Imprese: accantonamento di utile a riserva con sconto Super Ace
In detta occasione è necessario valutare con attenzione l’opzione introdotta dall’art. 19 del DL 73/2021 con riguardo alla c.d. super Ace, o Ace innovativa, diretta a stimolare la capitalizzazione delle imprese nel 2021 con un incentivo fiscale che, dal punto di vista qualitativo e quantitativo, appare di indubbio interesse.
Ai sensi del comma 3 del richiamato art. 19, infatti, dal giorno successivo a quello della delibera dell’assemblea di destinazione dell’utile d’esercizio a riserva è possibile beneficiare di un credito d’imposta calcolato applicando al rendimento nozionale l’aliquota IRES. In pratica, per ogni 10.000 euro di utile accantonato è possibile fruire di un credito d’imposta di 360 euro (10.000 x 15% x 24%) da utilizzare in compensazione ovvero cedibile a terzi.
In alternativa, resta ferma la possibilità di beneficiare dell’agevolazione sotto forma di deduzione dal reddito imponibile del rendimento nozionale della variazione del capitale proprio nel 2021.
Secondo l’impostazione tradizionale, derivata dalla relazione al primo decreto attuativo dell’agevolazione Ace, la formulazione normativa deve intendersi riferita a tutti gli utili di esercizio che risultano mantenuti nell’economia dell’impresa, a prescindere dall’accantonamento a riserva, rilevando, ad esempio, anche gli utili portati a nuovo e quelli destinati direttamente a copertura di perdite.

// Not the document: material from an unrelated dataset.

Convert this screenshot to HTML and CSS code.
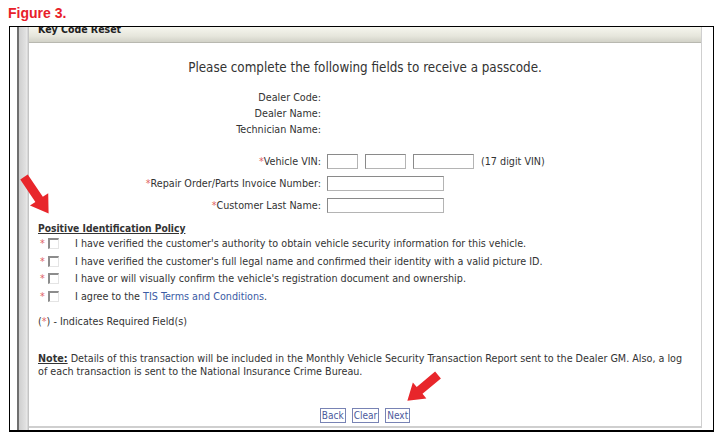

Nell’ipotesi in cui il progetto di bilancio sia già stato approvato dal consiglio di amministrazione, ma non dall’assemblea, potrebbe essere opportuno che, con nuova delibera, l’organo amministrativo modifichi, nel progetto di bilancio, la proposta di destinazione dell’utile.
In ogni caso, c’è da considerare che spetta all’assemblea decidere in ordine alla destinazione dell’utile, eventualmente, optando anche per l’accantonamento o per il reimpiego nell’interesse della società (Cass. n. 4522/2016). Per la massima cautela procedurale, si potrebbe verbalizzare che il consiglio di amministrazione esprime il proprio consenso alla delibera assembleare che decide di mantenere gli utili nell’economia dell’impresa.
Ove, invece, il bilancio fosse già stato approvato dall’assemblea, e fosse stata deliberata la distribuzione dei dividendi, il passaggio di tali somme dal patrimonio netto ai debiti rende più complicato sostenere che la mancata distribuzione dei dividendi, da sola, sia sufficiente a integrare il presupposto dell’agevolazione.
A tal riguardo, si potrebbe valutare una nuova assemblea che, revocando la precedente, modifichi la destinazione dell’utile.
Si tratta di un percorso non immediato in quanto richiederebbe il consenso di tutti i soci e comporterebbe complicazioni di natura gestionale e fiscale nell’ipotesi in cui i dividendi siano già stati materialmente pagati ai soci.
In particolare, quanto al consenso, occorre evidenziare che la delibera di revoca incide sui diritti acquisiti di tutti i soci, per cui non pare possibile assumerla a sola maggioranza (cfr. Trib. Monza 15 gennaio 2004 e Cass. n. 2335/1994).
Al netto di tali problematiche, non sembra però che un’eventuale revoca della delibera assembleare e la successiva decisione di accantonare gli utili a riserva possa essere censurata dal punto di vista dell’abuso del diritto, dal momento che, in ragione della modifica normativa intervenuta a valere sul periodo d’imposta in corso, il contribuente si limita a porre in essere quegli adempimenti necessari per accedere al beneficio disposto dal legislatore.